An exhaust is shown touching the ground with broken hangers.

Scraping

Does it sound like there’s some metal dragging underneath your vehicle? That’s because there might be some metal dragging underneath your vehicle. The exhaust system is attached to the vehicle by a number of brackets and bolts, any of which can fail and leave you scraping components across the asphalt. Confirming this diagnosis is as easy as sticking your head under the chassis to inspect for any conspicuously low-hanging parts.

Humming/Ticking

If the vehicle produces a humming or ticking noise when starting up, which disappears when the vehicle warms up, your exhaust could be the culprit. This usually points to an issue with the manifold and could be related to anything from loose (or broken) nuts and bolts to a damaged manifold or gasket. Often, a loose oxygen sensor is to blame.

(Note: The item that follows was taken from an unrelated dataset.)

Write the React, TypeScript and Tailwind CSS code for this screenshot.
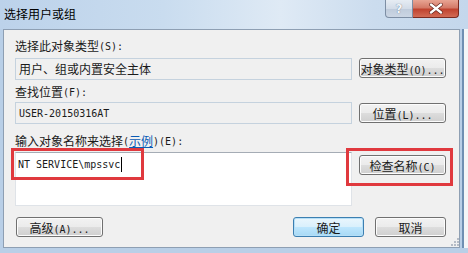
import React from "react";

const cjk = "font-['Noto_Sans_CJK_SC',sans-serif]";

function Mixed({ text }: { text: string }) {
  const parts = text.split(/([\u0000-\u00ff]+)/).filter((p) => p.length > 0);
  return (
    <>
      {parts.map((p, i) =>
        /^[\u0000-\u00ff]+$/.test(p) ? (
          <span key={i} className="font-['DejaVu_Sans_Mono',monospace] text-[10px] whitespace-pre">
            {p}
          </span>
        ) : (
          <span key={i} className="font-['Noto_Sans_CJK_SC',sans-serif] text-[12px]">
            {p}
          </span>
        )
      )}
    </>
  );
}

function Btn({ label, w, def }: { label: string; w: string; def?: boolean }) {
  return (
    <div
      className={`${w} h-[20px] rounded-[3px] border flex items-center justify-center text-[#1a1a1a] leading-none ${
        def
          ? "border-[#3c7fb1] bg-[linear-gradient(to_bottom,#eaf6fd_0%,#d9f0fc_50%,#bee6fd_51%,#a7d9f5_100%)] shadow-[inset_0_0_0_1px_#b6dff7]"
          : "border-[#707070] bg-[linear-gradient(to_bottom,#f2f2f2_0%,#ebebeb_50%,#dddddd_51%,#cfcfcf_100%)] shadow-[inset_0_0_0_1px_#fcfcfc]"
      }`}
    >
      <span className="whitespace-nowrap">
        <Mixed text={label} />
      </span>
    </div>
  );
}

export default function App() {
  return (
    <div className="relative w-[468px] h-[253px] overflow-hidden bg-[#b9cfe7] text-[#1a1a1a]">
      {/* title bar */}
      <div className="flex h-[29px] items-start bg-[linear-gradient(to_right,#bcd2ea_0%,#c9dcef_35%,#dfeaf5_60%,#cbdcee_80%,#c4d7ec_100%)]">
        <div className={`${cjk} pl-[4px] pt-[6px] text-[12px] leading-[16px] text-black`}>选择用户或组</div>
        <div className="ml-auto mr-[9px] flex">
          <div className="flex h-[18px] w-[28px] items-center justify-center rounded-bl-[4px] border border-t-0 border-[#7d8ea4] bg-[linear-gradient(to_bottom,#e6ecf3_0%,#d3dce8_50%,#bfcbdb_51%,#cbd6e4_100%)]">
            <span className="font-['DejaVu_Sans',sans-serif] text-[12px] font-bold leading-none text-[#f4f7fb] [text-shadow:0_0_1px_#4a5a70]">?</span>
          </div>
          <div className="flex h-[18px] w-[46px] items-center justify-center rounded-br-[4px] border border-l-0 border-t-0 border-[#7a2a20] bg-[linear-gradient(to_bottom,#e8a493_0%,#d47a68_45%,#c0432f_55%,#d26b55_100%)]">
            <svg width="14" height="11" viewBox="0 0 14 11">
              <path d="M2 1.5 L12 9.5 M12 1.5 L2 9.5" stroke="#5a1a12" strokeWidth="3.6" strokeLinecap="round" />
              <path d="M2 1.5 L12 9.5 M12 1.5 L2 9.5" stroke="#ffffff" strokeWidth="2.4" strokeLinecap="round" />
            </svg>
          </div>
        </div>
      </div>

      <div className="flex">
        {/* content */}
        <div className="ml-[3px] h-[219px] w-[457px] border border-[#8e9fb3] bg-[#f0f0f0]">
          <div className="ml-[11px] flex w-[431px] flex-col">
            {/* section 1 */}
            <div className="mt-[7px] flex h-[18px] items-center">
              <Mixed text="选择此对象类型(S):" />
            </div>
            <div className="mt-[3px] flex items-start gap-[7px]">
              <div className="flex h-[22px] w-[337px] items-center border border-[#c5d2de] bg-[#f0f0f0] pl-[3px]">
                <Mixed text="用户、组或内置安全主体" />
              </div>
              <Btn label="对象类型(O)..." w="w-[87px]" />
            </div>

            {/* section 2 */}
            <div className="mt-[3px] flex h-[18px] items-center">
              <Mixed text="查找位置(F):" />
            </div>
            <div className="mt-[1px] flex items-start gap-[7px]">
              <div className="flex h-[22px] w-[337px] items-center border border-[#c5d2de] bg-[#f0f0f0] pl-[3px]">
                <Mixed text="USER-20150316AT" />
              </div>
              <div className="mt-[1px]">
                <Btn label="位置(L)..." w="w-[87px]" />
              </div>
            </div>

            {/* section 3 */}
            <div className="mt-[8px] flex h-[18px] items-center whitespace-nowrap">
              <Mixed text="输入对象名称来选择(" />
              <span className={`${cjk} text-[12px] text-[#0a5bb5] underline`}>示例</span>
              <Mixed text=")(E):" />
            </div>
            <div className="mt-[2px] flex items-start gap-[7px]">
              <div className="h-[54px] w-[337px] border border-[#dfe3e8] border-t-[#a5acb5] bg-white pl-[2px] pt-[3px]">
                <div className="flex h-[16px] items-center">
                  <Mixed text="NT SERVICE\mpssvc" />
                  <span className="ml-[1px] h-[15px] w-[1px] bg-black" />
                </div>
              </div>
              <div className="mt-[3px]">
                <Btn label="检查名称(C)" w="w-[87px]" />
              </div>
            </div>

            {/* bottom buttons */}
            <div className="mt-[11px] flex items-start">
              <div className="ml-[1px]">
                <Btn label="高级(A)..." w="w-[87px]" />
              </div>
              <div className="ml-auto flex gap-[11px]">
                <Btn label="确定" w="w-[71px]" def />
                <Btn label="取消" w="w-[71px]" />
              </div>
            </div>
          </div>
        </div>
        {/* right edge */}
        <div className="ml-[2px] h-[219px] w-[2px] bg-[#6f8fb3]" />
        <div className="h-[219px] flex-1 bg-[#f4f6f8]" />
      </div>

      {/* resize grip */}
      <div className="absolute left-[451px] top-[238px] grid grid-cols-3 gap-[1px]">
        <span className="h-[2px] w-[2px]" />
        <span className="h-[2px] w-[2px]" />
        <span className="h-[2px] w-[2px] bg-[#b5bcc6]" />
        <span className="h-[2px] w-[2px]" />
        <span className="h-[2px] w-[2px] bg-[#b5bcc6]" />
        <span className="h-[2px] w-[2px] bg-[#b5bcc6]" />
        <span className="h-[2px] w-[2px] bg-[#b5bcc6]" />
        <span className="h-[2px] w-[2px] bg-[#b5bcc6]" />
        <span className="h-[2px] w-[2px] bg-[#b5bcc6]" />
      </div>

      {/* red annotation boxes */}
      <div className="absolute left-[11px] top-[148px] h-[32px] w-[133px] border-[3px] border-[#e0393e]" />
      <div className="absolute left-[346px] top-[148px] h-[38px] w-[107px] border-[3px] border-[#e0393e]" />
    </div>
  );
}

Pay Attention to Your Exhaust

Honing a few key senses to diagnose exhaust issues can pay dividends when it comes time for your next repair. Of course, it’s important to have a solid frame of reference against which to compare future issues, so it’s never a bad idea to take stock of what your vehicle sounds/smells and looks like when in proper working order as a point of comparison. Taking a little time to get acquainted with your vehicle will make it much easier to quickly diagnose any changes that could serve as early warning signs of potentially serious or expensive problems down the road.

The sounds, smells, and sights we’ve described above are a good starting point when trying to pinpoint potential exhaust issues, but further diagnostics are often called for. There are a number of at-home tests drivers can perform to narrow things down, including using tools like OBDII diagnostic trouble code readers to measure oxygen levels and airflow, but if you suspect a serious issue or simply don’t have the time for the DIY approach, your local exhaust shop can be a great resource. These pros have likely dealt with every exhaust issue under the sun and while many exhaust issues can be diagnosed from the comfort of your own driveway, sometimes there’s just no substitute for experience.